Sterling Cooper’s main rival for ad accounts, Doyle Dane Bernbach, is now part of the Omnicom Group, headquartered at 237 Madison Avenue.

A Season 1 episode of Mad Men drives the comparison home, along with some of the series’ themes, when the Sterling Cooper crew discusses one of the controversial 1960s campaigns that put DDB on the map, the “Think Small” campaign for German automaker Volkswagen, which debuted in 1959 and was voted as the number one ad campaign of all time by Advertising Age magazine in 1999. Another very memorable, and controversial, campaign was the notorious “Daisy” television commercial for Lyndon Johnson’s presidential reelection bid in 1964, depicting a young girl in a meadow, picking petals off a flower, only to be interrupted by the mushroom cloud of a Soviet nuclear strike. The ad is widely credited with sealing Johnson’s victory over challenger Barry Goldwater and landed Maxwell Dane, its likely creator, on Richard Nixon’s infamous “enemies list.” (In Mad Men’s first season, which takes place during the presidential campaign of 1960, Sterling Cooper had handled the ads for Nixon’s first presidential bid four years previously.)

Many of a certain age will remember other award-winning and genre-challenging DDB ad campaigns: Life cereal’s “Mikey” commercials, Chanel’s “Share the Fantasy,” and the “Gorilla” spots for American Tourister luggage.

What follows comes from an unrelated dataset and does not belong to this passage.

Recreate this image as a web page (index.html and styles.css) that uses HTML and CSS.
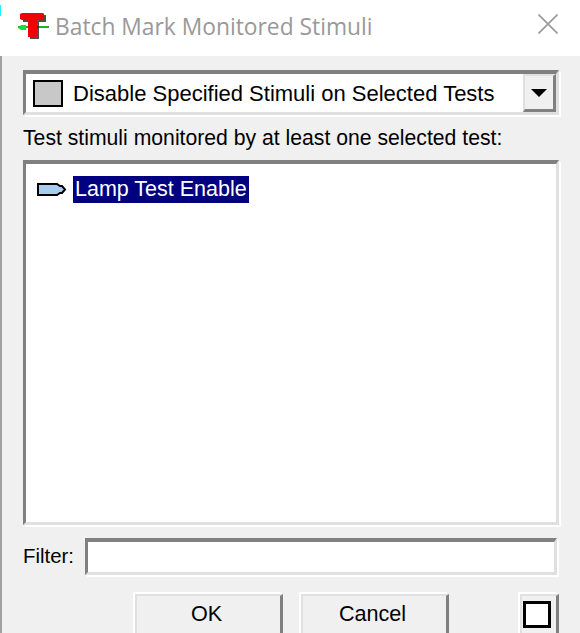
FILE: index.html
```html
<!DOCTYPE html>
<html lang="en">
<head>
    <meta charset="UTF-8">
    <title>Batch Mark Monitored Stimuli</title>
    <link rel="stylesheet" href="styles.css">
</head>
<body>
    <div class="dialog">
        <header class="titlebar">
            <span class="edge-mark"></span>
            <svg class="app-icon" width="34" height="32" viewBox="0 0 34 32">
                <path d="M1 17h31" stroke="#20b020" stroke-width="2"/>
                <path d="M1 18l3-3h5v5H4z" fill="#10e040"/>
                <path d="M6 5h23v7h-7v17h-9V12H6z" fill="#222" opacity="0.8"/>
                <path d="M5 3h21l1 1v5l-1 1h-6v17h-9V10H5L3 9V4z" fill="#f00000"/>
            </svg>
            <span class="title">Batch Mark Monitored Stimuli</span>
            <svg class="close" width="20" height="20" viewBox="0 0 20 20">
                <path d="M0.500 0.500l19 19M19.500 0.500l-19 19" stroke="#999" stroke-width="1.6" fill="none"/>
            </svg>
        </header>

        <div class="content">
            <div class="combo sunken">
                <span class="swatch"></span>
                <span class="combo-text">Disable Specified Stimuli on Selected Tests</span>
                <span class="combo-arrow"><i></i></span>
            </div>

            <label class="list-label">Test stimuli monitored by at least one selected test:</label>

            <div class="list sunken">
                <div class="list-item">
                    <svg width="30" height="15" viewBox="0 0 30 15">
                        <path d="M1 2h19l3 2h2l3 3.500-3 3.500h-2l-3 2H1z" fill="#a8ccf0" stroke="#000" stroke-width="2"/>
                    </svg>
                    <span class="selected">Lamp Test Enable</span>
                </div>
            </div>

            <div class="filter-row">
                <label class="filter-label">Filter:</label>
                <input class="filter sunken" type="text">
            </div>

            <div class="buttons">
                <button class="btn">OK</button>
                <button class="btn">Cancel</button>
                <button class="btn btn-small"><span class="check"></span></button>
            </div>
        </div>
    </div>
</body>
</html>
```

FILE: styles.css
```css
html, body {
    margin: 0;
    height: 633px;
    overflow: hidden;
}

body {
    font-family: "Liberation Sans", Arial, sans-serif;
    font-size: 21.2px;
    color: #000;
    background: #f0f0f0;
}

.dialog {
    display: flex;
    flex-direction: column;
    height: 633px;
}

.titlebar {
    position: relative;
    display: flex;
    align-items: center;
    height: 56px;
    flex: none;
    background: #fff;
    padding: 0 22px 4px 17px;
    box-sizing: border-box;
}

/* bit of the window behind the dialog */
.edge-mark {
    position: absolute;
    left: 0;
    top: 5px;
    width: 1px;
    height: 11px;
    background: #20f0ff;
}

.app-icon {
    flex: none;
    margin-right: 4px;
}

.title {
    font-family: "Open Sans", sans-serif;
    font-size: 22.8px;
    color: #999;
    flex: 1;
}

.close {
    margin-bottom: 4px;
}

.content {
    flex: 1;
    display: flex;
    flex-direction: column;
    padding: 14px 19px 0 21px;
    border-left: 2px solid #a0a0a0;
}

.sunken {
    box-sizing: border-box;
    background: #fff;
    border-style: solid;
    border-width: 4px 3px 3px 3px;
    border-color: #808080 #e0e0e0 #e0e0e0 #808080;
    outline: none;
    box-shadow: 2px 2px 0 #fff;
}

.combo {
    display: flex;
    align-items: center;
    height: 45px;
    width: 536px;
    padding-left: 7px;
}

.swatch {
    width: 26px;
    height: 23px;
    background: #c8c8c8;
    border: 2px solid #000;
    flex: none;
}

.combo-text {
    flex: 1;
    margin-left: 10px;
    padding-top: 2px;
    font-size: 22px;
}

.combo-arrow {
    width: 33px;
    height: 38px;
    box-sizing: border-box;
    background: #f0f0f0;
    border: 2px solid #e0e0e0;
    border-right: 3px solid #808080;
    border-bottom: 3px solid #808080;
    display: flex;
    align-items: center;
    justify-content: center;
    flex: none;
}

.combo-arrow i {
    border-left: 8px solid transparent;
    border-right: 8px solid transparent;
    border-top: 8px solid #000;
}

.list-label {
    margin-top: 11px;
    height: 34px;
    line-height: 24px;
}

.list {
    height: 365px;
    width: 536px;
    padding: 12px 0 0 11px;
}

.list-item {
    display: flex;
    align-items: center;
    gap: 6px;
}

.selected {
    background: #000080;
    color: #fff;
    padding: 0 2px;
    height: 27px;
    line-height: 27px;
    font-size: 21.5px;
}

.filter-row {
    display: flex;
    align-items: center;
    margin-top: 13px;
    gap: 11px;
}

.filter-label {
    font-size: 20.4px;
}

.filter {
    width: 472px;
    height: 37px;
    padding: 0 4px;
    margin: 0;
}

.buttons {
    display: flex;
    margin-top: 17px;
    padding-left: 110px;
    gap: 16px;
}

.btn {
    width: 148px;
    height: 44px;
    flex: none;
    box-sizing: border-box;
    font: inherit;
    font-size: 21.6px;
    color: #000;
    background: #f0f0f0;
    padding: 0 4px 4px 0;
    border: 2px solid #e0e0e0;
    border-right: 3px solid #808080;
    box-shadow: -2px -2px 0 #fff;
    margin-left: 2px;
    margin-top: 2px;
}

.btn-small {
    width: 39px;
    margin-left: 55px;
    display: flex;
    align-items: center;
    justify-content: center;
}

.check {
    display: block;
    width: 22px;
    height: 21px;
    background: #fff;
    border: 3px solid #000;
}
```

Also like Sterling Cooper, DDB became part of a larger corporation after years as an independent firm: in 1986, it merged with Needham, Harper & Steers, a Chicago firm that had several coveted accounts, including General Mills, Continental Airlines and McDonald’s, and was a pioneer in the fast-growing segment of television advertising. The new DDB-Needham then joined another large firm, BBDO (also referenced several times on Mad Men) to form the huge Omnicom Group, whose offices are still located on the advertising industry’s most famous boulevard. The modernist office tower at 437 Madison Avenue, with its black marble plaza, granite benches, and ornate lampposts, is also the headquarters of CNBC, the Rockefeller Bros. Fund, Nixon-Peabody, and the Carnegie Corporation, among others.